• [OBJECTIVE]: Locate each line containing the string "Tailwind" and copy it out.

• [MATERIALS PROVIDED]:
-------

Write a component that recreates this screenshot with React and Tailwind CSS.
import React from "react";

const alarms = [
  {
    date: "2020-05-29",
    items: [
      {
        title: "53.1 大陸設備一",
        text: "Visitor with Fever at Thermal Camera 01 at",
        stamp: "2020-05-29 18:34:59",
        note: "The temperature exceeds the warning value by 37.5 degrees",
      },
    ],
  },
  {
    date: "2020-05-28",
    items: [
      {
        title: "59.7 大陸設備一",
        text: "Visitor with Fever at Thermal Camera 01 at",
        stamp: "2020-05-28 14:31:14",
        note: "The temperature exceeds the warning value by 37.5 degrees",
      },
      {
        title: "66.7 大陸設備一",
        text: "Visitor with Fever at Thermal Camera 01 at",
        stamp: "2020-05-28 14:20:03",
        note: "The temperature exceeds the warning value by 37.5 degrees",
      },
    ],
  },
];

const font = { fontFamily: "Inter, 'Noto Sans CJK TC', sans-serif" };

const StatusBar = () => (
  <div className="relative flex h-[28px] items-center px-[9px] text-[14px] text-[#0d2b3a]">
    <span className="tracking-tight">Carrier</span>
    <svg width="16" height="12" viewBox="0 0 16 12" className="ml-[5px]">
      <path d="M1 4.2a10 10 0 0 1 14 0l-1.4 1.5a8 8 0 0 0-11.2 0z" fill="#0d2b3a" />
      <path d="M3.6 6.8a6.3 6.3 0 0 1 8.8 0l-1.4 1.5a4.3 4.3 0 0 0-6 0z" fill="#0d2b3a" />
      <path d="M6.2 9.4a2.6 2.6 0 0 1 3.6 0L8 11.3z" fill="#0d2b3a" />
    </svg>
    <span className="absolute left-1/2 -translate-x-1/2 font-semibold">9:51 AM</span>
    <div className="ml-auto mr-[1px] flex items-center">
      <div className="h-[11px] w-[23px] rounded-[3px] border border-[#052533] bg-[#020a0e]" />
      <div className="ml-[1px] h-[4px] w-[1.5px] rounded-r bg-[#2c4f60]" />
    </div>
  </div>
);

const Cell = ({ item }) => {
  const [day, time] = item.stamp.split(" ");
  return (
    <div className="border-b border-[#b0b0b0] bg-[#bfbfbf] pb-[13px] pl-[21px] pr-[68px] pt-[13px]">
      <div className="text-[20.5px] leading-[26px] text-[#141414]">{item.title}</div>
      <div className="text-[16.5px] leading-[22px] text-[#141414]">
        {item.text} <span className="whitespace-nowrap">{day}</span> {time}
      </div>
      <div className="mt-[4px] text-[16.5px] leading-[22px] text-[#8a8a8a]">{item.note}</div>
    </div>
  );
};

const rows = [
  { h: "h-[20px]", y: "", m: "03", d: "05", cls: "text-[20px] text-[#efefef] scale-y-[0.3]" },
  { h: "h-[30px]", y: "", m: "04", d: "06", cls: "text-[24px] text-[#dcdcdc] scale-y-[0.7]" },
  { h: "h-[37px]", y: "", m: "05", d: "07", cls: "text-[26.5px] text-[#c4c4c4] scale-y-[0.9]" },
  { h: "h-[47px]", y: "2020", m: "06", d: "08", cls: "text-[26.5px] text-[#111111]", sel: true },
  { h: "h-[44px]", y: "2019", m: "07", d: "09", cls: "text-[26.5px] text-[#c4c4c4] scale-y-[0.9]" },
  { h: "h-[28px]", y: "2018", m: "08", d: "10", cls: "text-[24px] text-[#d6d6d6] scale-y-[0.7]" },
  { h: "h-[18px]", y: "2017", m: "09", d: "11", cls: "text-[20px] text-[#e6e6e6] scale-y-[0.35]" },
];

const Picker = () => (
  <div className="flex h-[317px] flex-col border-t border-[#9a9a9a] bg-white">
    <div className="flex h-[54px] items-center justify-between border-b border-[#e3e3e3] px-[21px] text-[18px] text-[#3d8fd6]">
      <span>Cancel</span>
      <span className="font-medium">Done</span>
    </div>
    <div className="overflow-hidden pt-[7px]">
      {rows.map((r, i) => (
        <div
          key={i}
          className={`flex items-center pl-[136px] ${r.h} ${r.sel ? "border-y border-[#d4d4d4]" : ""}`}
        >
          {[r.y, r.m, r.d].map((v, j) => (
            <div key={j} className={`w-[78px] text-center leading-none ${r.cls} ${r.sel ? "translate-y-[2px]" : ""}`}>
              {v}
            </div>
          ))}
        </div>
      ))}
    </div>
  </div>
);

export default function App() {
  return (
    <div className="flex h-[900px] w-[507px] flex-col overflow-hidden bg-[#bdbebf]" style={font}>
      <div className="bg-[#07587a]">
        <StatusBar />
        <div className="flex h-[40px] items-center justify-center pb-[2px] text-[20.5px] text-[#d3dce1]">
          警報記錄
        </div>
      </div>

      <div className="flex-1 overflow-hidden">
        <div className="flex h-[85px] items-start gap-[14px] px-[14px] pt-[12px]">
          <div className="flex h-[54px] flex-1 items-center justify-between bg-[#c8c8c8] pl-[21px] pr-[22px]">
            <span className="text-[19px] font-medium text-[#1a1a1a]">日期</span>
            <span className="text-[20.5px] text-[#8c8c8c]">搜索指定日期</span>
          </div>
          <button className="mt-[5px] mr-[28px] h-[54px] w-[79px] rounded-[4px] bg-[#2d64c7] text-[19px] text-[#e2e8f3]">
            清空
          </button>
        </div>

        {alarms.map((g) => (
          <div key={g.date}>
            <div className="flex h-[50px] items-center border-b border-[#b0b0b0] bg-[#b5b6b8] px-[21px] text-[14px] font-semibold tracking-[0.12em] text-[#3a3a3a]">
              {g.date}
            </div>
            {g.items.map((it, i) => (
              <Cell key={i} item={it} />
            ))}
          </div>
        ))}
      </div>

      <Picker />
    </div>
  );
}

-------

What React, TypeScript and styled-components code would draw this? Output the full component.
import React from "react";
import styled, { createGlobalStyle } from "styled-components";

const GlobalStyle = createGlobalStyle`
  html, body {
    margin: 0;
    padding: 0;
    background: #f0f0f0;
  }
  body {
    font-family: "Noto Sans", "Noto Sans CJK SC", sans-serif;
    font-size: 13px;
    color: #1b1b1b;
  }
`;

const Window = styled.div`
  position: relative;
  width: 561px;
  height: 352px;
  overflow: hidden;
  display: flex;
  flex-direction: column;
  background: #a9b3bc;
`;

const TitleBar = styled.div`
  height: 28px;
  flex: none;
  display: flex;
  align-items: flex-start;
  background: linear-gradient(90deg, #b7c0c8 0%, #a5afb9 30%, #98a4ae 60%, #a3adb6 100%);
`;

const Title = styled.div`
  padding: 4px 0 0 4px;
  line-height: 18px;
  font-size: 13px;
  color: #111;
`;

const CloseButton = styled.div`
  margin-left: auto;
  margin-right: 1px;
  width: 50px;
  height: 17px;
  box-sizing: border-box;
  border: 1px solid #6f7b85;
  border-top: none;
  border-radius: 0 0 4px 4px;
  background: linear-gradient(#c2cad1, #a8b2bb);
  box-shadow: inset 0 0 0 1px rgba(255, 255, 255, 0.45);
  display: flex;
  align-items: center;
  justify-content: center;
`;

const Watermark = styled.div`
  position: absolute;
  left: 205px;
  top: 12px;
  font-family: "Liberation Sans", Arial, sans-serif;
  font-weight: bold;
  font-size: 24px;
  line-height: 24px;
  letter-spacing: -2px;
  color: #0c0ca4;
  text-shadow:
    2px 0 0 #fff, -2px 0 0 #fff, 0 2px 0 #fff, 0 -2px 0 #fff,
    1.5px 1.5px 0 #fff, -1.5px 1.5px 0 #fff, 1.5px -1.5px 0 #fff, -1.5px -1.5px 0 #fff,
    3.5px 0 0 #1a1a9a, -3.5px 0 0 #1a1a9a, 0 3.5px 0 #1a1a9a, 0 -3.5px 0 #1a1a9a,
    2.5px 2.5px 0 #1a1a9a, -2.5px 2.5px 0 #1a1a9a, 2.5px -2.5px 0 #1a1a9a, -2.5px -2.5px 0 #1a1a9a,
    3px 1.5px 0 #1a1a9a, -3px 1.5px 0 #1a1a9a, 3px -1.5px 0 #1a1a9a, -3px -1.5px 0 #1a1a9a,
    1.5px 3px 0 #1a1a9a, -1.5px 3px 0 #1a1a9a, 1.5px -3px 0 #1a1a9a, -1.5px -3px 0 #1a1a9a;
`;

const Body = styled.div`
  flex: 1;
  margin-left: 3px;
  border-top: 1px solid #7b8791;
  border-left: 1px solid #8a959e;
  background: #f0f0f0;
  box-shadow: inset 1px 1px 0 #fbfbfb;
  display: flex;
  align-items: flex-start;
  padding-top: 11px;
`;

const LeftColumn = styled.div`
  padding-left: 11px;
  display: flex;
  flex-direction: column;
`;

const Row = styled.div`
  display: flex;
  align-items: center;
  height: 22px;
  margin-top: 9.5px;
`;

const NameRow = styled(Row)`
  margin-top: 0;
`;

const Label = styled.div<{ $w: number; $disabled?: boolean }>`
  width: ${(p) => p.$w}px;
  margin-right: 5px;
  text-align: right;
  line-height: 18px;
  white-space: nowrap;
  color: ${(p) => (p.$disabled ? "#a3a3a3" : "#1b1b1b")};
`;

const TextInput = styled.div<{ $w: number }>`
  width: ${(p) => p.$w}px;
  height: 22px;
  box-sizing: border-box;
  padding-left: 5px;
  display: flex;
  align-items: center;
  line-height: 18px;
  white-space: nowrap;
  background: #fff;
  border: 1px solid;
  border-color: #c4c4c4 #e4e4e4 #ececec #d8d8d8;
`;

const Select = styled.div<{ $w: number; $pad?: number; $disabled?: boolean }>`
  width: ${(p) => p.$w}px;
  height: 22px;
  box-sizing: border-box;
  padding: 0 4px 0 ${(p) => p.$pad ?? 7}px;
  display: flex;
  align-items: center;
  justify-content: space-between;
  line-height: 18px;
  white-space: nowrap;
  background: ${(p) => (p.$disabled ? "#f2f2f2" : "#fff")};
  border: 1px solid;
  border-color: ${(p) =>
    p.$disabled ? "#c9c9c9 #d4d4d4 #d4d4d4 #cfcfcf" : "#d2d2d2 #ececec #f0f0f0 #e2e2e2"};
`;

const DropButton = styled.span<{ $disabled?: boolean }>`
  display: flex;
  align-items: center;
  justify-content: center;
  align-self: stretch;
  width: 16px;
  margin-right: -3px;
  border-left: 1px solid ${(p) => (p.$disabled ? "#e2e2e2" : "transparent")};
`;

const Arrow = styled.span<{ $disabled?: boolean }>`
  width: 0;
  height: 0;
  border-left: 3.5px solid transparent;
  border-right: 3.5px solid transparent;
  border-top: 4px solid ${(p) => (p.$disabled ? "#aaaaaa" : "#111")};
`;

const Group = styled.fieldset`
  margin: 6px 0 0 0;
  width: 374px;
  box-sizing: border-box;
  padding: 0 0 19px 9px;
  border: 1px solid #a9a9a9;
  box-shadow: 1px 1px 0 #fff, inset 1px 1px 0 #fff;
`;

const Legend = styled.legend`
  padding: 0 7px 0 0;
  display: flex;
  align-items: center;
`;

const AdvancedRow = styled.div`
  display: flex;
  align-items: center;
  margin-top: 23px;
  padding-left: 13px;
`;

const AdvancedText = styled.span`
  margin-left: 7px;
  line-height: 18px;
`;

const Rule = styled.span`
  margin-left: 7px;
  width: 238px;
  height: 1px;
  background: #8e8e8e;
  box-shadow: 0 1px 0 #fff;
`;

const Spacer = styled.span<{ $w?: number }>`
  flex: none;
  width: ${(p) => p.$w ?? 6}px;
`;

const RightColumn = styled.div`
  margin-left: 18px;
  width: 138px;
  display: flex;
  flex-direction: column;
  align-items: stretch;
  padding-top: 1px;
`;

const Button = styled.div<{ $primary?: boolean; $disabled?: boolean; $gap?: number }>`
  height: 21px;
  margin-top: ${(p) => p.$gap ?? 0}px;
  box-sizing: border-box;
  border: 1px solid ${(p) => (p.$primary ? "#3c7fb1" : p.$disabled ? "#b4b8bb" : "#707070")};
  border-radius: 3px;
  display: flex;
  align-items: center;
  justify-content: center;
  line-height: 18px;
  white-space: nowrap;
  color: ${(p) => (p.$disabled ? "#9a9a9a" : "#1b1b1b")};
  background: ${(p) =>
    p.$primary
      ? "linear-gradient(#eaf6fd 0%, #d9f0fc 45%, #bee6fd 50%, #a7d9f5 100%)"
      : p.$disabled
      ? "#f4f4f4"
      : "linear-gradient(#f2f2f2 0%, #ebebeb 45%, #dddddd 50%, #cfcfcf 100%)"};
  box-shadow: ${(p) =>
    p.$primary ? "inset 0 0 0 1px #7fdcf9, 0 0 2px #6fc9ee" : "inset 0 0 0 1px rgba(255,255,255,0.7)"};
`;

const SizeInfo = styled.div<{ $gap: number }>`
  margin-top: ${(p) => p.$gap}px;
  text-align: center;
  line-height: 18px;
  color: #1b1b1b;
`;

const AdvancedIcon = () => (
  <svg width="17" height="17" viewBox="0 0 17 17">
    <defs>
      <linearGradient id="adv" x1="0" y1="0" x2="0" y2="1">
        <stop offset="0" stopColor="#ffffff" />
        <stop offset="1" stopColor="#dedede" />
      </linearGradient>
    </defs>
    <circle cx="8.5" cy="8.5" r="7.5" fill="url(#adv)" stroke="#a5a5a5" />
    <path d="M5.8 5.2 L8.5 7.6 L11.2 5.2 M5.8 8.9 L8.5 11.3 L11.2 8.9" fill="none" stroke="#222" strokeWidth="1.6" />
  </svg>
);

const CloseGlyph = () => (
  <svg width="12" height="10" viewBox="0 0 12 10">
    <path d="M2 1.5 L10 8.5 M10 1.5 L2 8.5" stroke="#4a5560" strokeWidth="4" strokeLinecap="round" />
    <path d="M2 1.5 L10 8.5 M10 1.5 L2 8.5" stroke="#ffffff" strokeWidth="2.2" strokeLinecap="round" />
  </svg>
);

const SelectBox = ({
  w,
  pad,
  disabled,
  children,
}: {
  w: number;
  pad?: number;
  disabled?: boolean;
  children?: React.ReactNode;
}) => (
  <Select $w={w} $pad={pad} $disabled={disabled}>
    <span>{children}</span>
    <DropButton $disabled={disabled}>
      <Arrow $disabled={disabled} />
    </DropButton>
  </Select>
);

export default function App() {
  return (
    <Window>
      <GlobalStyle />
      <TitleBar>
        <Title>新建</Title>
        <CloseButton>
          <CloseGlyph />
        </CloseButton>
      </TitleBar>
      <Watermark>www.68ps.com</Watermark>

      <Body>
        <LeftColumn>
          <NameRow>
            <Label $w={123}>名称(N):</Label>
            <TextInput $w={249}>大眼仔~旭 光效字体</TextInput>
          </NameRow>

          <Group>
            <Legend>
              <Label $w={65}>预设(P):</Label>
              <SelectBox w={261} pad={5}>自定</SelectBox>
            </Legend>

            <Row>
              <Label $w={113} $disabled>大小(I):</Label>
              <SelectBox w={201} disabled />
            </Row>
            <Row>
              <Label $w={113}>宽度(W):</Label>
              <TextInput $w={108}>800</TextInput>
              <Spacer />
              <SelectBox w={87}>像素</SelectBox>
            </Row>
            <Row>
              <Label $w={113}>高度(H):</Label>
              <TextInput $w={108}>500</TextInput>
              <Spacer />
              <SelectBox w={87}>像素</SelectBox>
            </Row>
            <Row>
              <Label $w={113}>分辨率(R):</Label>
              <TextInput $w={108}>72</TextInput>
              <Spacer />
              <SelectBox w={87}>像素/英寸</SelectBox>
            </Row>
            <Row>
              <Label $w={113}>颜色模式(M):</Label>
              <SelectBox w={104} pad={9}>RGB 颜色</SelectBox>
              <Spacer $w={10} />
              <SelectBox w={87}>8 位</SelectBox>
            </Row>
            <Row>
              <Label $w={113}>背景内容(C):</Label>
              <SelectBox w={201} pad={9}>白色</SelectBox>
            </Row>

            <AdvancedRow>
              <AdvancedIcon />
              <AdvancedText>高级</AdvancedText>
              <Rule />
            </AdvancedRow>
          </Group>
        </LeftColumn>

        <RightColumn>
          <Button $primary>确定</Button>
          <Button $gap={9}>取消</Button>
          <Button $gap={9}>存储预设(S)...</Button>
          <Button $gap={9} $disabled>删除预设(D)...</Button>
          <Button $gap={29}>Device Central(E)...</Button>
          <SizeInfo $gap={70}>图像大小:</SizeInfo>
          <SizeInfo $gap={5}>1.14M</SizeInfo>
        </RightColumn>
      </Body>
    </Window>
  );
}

-------

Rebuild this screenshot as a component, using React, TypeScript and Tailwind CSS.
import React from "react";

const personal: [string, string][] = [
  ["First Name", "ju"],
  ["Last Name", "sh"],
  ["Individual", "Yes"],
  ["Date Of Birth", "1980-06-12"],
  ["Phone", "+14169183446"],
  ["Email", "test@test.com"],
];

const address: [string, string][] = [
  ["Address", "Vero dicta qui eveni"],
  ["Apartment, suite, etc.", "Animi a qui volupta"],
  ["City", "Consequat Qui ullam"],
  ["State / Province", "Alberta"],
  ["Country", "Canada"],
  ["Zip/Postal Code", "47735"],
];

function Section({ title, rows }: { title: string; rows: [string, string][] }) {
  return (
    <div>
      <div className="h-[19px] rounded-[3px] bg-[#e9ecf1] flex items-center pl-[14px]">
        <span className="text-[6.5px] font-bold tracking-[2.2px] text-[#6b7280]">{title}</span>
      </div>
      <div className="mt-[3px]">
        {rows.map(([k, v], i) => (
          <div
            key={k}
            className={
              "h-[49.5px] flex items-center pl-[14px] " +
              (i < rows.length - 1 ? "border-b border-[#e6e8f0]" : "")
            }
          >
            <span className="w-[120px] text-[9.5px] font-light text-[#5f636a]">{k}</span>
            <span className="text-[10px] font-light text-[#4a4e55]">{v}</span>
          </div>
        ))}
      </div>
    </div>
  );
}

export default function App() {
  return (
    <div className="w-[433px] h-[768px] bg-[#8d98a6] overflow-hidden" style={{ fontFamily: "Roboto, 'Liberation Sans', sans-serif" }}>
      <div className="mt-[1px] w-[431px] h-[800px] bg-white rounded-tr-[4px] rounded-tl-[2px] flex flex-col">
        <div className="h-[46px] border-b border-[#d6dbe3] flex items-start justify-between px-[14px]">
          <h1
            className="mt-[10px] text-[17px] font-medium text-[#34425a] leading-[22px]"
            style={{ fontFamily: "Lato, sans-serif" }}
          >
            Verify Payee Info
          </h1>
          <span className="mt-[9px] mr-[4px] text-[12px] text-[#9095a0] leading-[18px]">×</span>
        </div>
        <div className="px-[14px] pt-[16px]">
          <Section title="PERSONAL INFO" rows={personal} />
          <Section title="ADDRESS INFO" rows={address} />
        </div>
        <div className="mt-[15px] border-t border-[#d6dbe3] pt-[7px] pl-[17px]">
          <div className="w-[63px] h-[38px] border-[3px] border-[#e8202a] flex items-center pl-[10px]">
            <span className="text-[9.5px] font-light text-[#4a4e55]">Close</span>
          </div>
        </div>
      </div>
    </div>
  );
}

-------

• [RESULT OF THE EXERCISE]:
Write a component that recreates this screenshot with React and Tailwind CSS.
Rebuild this screenshot as a component, using React, TypeScript and Tailwind CSS.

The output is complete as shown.